Objective: The records that follow are to be repeated exactly, with the pictures removed.

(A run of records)
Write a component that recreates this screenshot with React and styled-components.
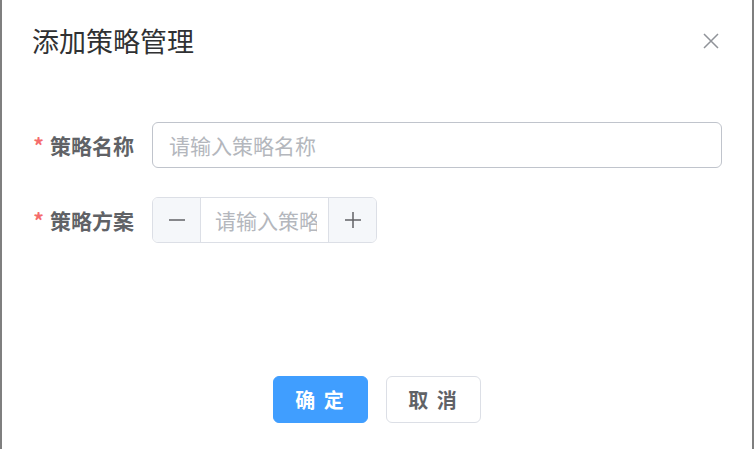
import React from "react";
import styled, { createGlobalStyle } from "styled-components";

const Global = createGlobalStyle`
  html, body { margin: 0; padding: 0; }
  body {
    background: #7f7f7f;
    font-family: "Noto Sans CJK SC", "Noto Sans", sans-serif;
    overflow: hidden;
  }
`;

const Overlay = styled.div`
  width: 754px;
  height: 449px;
  display: flex;
  justify-content: center;
`;

const Dialog = styled.div`
  width: 750px;
  height: 449px;
  background: #ffffff;
  display: flex;
  flex-direction: column;
`;

const Header = styled.div`
  display: flex;
  align-items: center;
  justify-content: space-between;
  padding: 21px 33px 0 30px;
  height: 40px;
`;

const Title = styled.div`
  font-size: 27px;
  line-height: 40px;
  color: #303133;
`;

const Close = styled.button`
  border: 0;
  background: transparent;
  padding: 0;
  width: 16px;
  height: 16px;
  display: flex;
  cursor: pointer;
`;

const Body = styled.div`
  padding: 61px 30px 0 30px;
  display: flex;
  flex-direction: column;
  gap: 29px;
`;

const Row = styled.div`
  display: flex;
  align-items: center;
  height: 46px;
`;

const Label = styled.label`
  width: 120px;
  padding-right: 18px;
  box-sizing: border-box;
  text-align: right;
  font-size: 21px;
  font-weight: 700;
  color: #606266;
  white-space: nowrap;
`;

const Star = styled.span`
  color: #f56c6c;
  margin-right: 6px;
  font-weight: 700;
`;

const TextInput = styled.input`
  flex: 1;
  height: 46px;
  box-sizing: border-box;
  border: 1px solid #c0c4cc;
  border-radius: 6px;
  padding: 0 16px;
  font-size: 21px;
  font-family: inherit;
  color: #606266;
  outline: none;
  &::placeholder { color: #b4b7bd; }
`;

const NumberBox = styled.div`
  width: 225px;
  height: 46px;
  box-sizing: border-box;
  border: 1px solid #dcdfe6;
  border-radius: 6px;
  display: flex;
  overflow: hidden;
`;

const Step = styled.span`
  width: 47px;
  flex: none;
  background: #f5f7fa;
  display: flex;
  align-items: center;
  justify-content: center;
  border-left: ${(p) => (p.$side === "right" ? "1px solid #dcdfe6" : "0")};
  border-right: ${(p) => (p.$side === "left" ? "1px solid #dcdfe6" : "0")};
`;

const MidInput = styled.input`
  flex: 1;
  min-width: 0;
  border: 0;
  padding: 0 11px 0 14px;
  font-size: 21px;
  font-family: inherit;
  outline: none;
  &::placeholder { color: #b4b7bd; }
`;

const Footer = styled.div`
  margin-top: auto;
  padding-bottom: 26px;
  display: flex;
  justify-content: center;
  gap: 18px;
`;

const Button = styled.button`
  width: 95px;
  height: 47px;
  border-radius: 6px;
  font-size: 20px;
  font-weight: 700;
  font-family: inherit;
  letter-spacing: 2px;
  white-space: pre;
  cursor: pointer;
  border: 1px solid ${(p) => (p.$primary ? "#409eff" : "#dcdfe6")};
  background: ${(p) => (p.$primary ? "#409eff" : "#ffffff")};
  color: ${(p) => (p.$primary ? "#ffffff" : "#606266")};
`;

const Minus = () => (
  <svg width="16" height="16" viewBox="0 0 16 16">
    <line x1="0" y1="8" x2="16" y2="8" stroke="#606266" strokeWidth="1.5" />
  </svg>
);
const Plus = () => (
  <svg width="16" height="16" viewBox="0 0 16 16">
    <line x1="0" y1="8" x2="16" y2="8" stroke="#606266" strokeWidth="1.5" />
    <line x1="8" y1="0" x2="8" y2="16" stroke="#606266" strokeWidth="1.5" />
  </svg>
);

export default function App() {
  return (
    <>
      <Global />
      <Overlay>
        <Dialog>
          <Header>
            <Title>添加策略管理</Title>
            <Close aria-label="关闭">
              <svg width="16" height="16" viewBox="0 0 16 16">
                <path d="M1 1 L15 15 M15 1 L1 15" stroke="#909399" strokeWidth="1.5" fill="none" />
              </svg>
            </Close>
          </Header>
          <Body>
            <Row>
              <Label><Star>*</Star>策略名称</Label>
              <TextInput placeholder="请输入策略名称" />
            </Row>
            <Row>
              <Label><Star>*</Star>策略方案</Label>
              <NumberBox>
                <Step $side="left"><Minus /></Step>
                <MidInput placeholder="请输入策略名称" />
                <Step $side="right"><Plus /></Step>
              </NumberBox>
            </Row>
          </Body>
          <Footer>
            <Button $primary>确 定</Button>
            <Button>取 消</Button>
          </Footer>
        </Dialog>
      </Overlay>
    </>
  );
}
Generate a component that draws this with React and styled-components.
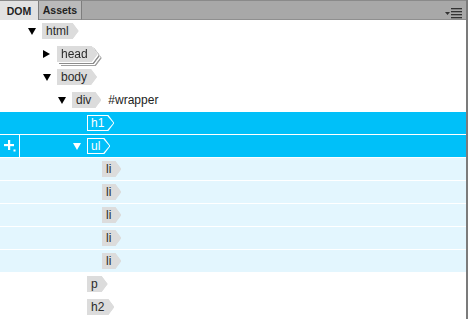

Result of this exercise:
Write a component that recreates this screenshot with React and styled-components.
import React from "react";
import styled, { createGlobalStyle } from "styled-components";

const Global = createGlobalStyle`
  html, body { margin: 0; padding: 0; }
  body {
    background: #7f7f7f;
    font-family: "Noto Sans CJK SC", "Noto Sans", sans-serif;
    overflow: hidden;
  }
`;

const Overlay = styled.div`
  width: 754px;
  height: 449px;
  display: flex;
  justify-content: center;
`;

const Dialog = styled.div`
  width: 750px;
  height: 449px;
  background: #ffffff;
  display: flex;
  flex-direction: column;
`;

const Header = styled.div`
  display: flex;
  align-items: center;
  justify-content: space-between;
  padding: 21px 33px 0 30px;
  height: 40px;
`;

const Title = styled.div`
  font-size: 27px;
  line-height: 40px;
  color: #303133;
`;

const Close = styled.button`
  border: 0;
  background: transparent;
  padding: 0;
  width: 16px;
  height: 16px;
  display: flex;
  cursor: pointer;
`;

const Body = styled.div`
  padding: 61px 30px 0 30px;
  display: flex;
  flex-direction: column;
  gap: 29px;
`;

const Row = styled.div`
  display: flex;
  align-items: center;
  height: 46px;
`;

const Label = styled.label`
  width: 120px;
  padding-right: 18px;
  box-sizing: border-box;
  text-align: right;
  font-size: 21px;
  font-weight: 700;
  color: #606266;
  white-space: nowrap;
`;

const Star = styled.span`
  color: #f56c6c;
  margin-right: 6px;
  font-weight: 700;
`;

const TextInput = styled.input`
  flex: 1;
  height: 46px;
  box-sizing: border-box;
  border: 1px solid #c0c4cc;
  border-radius: 6px;
  padding: 0 16px;
  font-size: 21px;
  font-family: inherit;
  color: #606266;
  outline: none;
  &::placeholder { color: #b4b7bd; }
`;

const NumberBox = styled.div`
  width: 225px;
  height: 46px;
  box-sizing: border-box;
  border: 1px solid #dcdfe6;
  border-radius: 6px;
  display: flex;
  overflow: hidden;
`;

const Step = styled.span`
  width: 47px;
  flex: none;
  background: #f5f7fa;
  display: flex;
  align-items: center;
  justify-content: center;
  border-left: ${(p) => (p.$side === "right" ? "1px solid #dcdfe6" : "0")};
  border-right: ${(p) => (p.$side === "left" ? "1px solid #dcdfe6" : "0")};
`;

const MidInput = styled.input`
  flex: 1;
  min-width: 0;
  border: 0;
  padding: 0 11px 0 14px;
  font-size: 21px;
  font-family: inherit;
  outline: none;
  &::placeholder { color: #b4b7bd; }
`;

const Footer = styled.div`
  margin-top: auto;
  padding-bottom: 26px;
  display: flex;
  justify-content: center;
  gap: 18px;
`;

const Button = styled.button`
  width: 95px;
  height: 47px;
  border-radius: 6px;
  font-size: 20px;
  font-weight: 700;
  font-family: inherit;
  letter-spacing: 2px;
  white-space: pre;
  cursor: pointer;
  border: 1px solid ${(p) => (p.$primary ? "#409eff" : "#dcdfe6")};
  background: ${(p) => (p.$primary ? "#409eff" : "#ffffff")};
  color: ${(p) => (p.$primary ? "#ffffff" : "#606266")};
`;

const Minus = () => (
  <svg width="16" height="16" viewBox="0 0 16 16">
    <line x1="0" y1="8" x2="16" y2="8" stroke="#606266" strokeWidth="1.5" />
  </svg>
);
const Plus = () => (
  <svg width="16" height="16" viewBox="0 0 16 16">
    <line x1="0" y1="8" x2="16" y2="8" stroke="#606266" strokeWidth="1.5" />
    <line x1="8" y1="0" x2="8" y2="16" stroke="#606266" strokeWidth="1.5" />
  </svg>
);

export default function App() {
  return (
    <>
      <Global />
      <Overlay>
        <Dialog>
          <Header>
            <Title>添加策略管理</Title>
            <Close aria-label="关闭">
              <svg width="16" height="16" viewBox="0 0 16 16">
                <path d="M1 1 L15 15 M15 1 L1 15" stroke="#909399" strokeWidth="1.5" fill="none" />
              </svg>
            </Close>
          </Header>
          <Body>
            <Row>
              <Label><Star>*</Star>策略名称</Label>
              <TextInput placeholder="请输入策略名称" />
            </Row>
            <Row>
              <Label><Star>*</Star>策略方案</Label>
              <NumberBox>
                <Step $side="left"><Minus /></Step>
                <MidInput placeholder="请输入策略名称" />
                <Step $side="right"><Plus /></Step>
              </NumberBox>
            </Row>
          </Body>
          <Footer>
            <Button $primary>确 定</Button>
            <Button>取 消</Button>
          </Footer>
        </Dialog>
      </Overlay>
    </>
  );
}
Generate a component that draws this with React and styled-components.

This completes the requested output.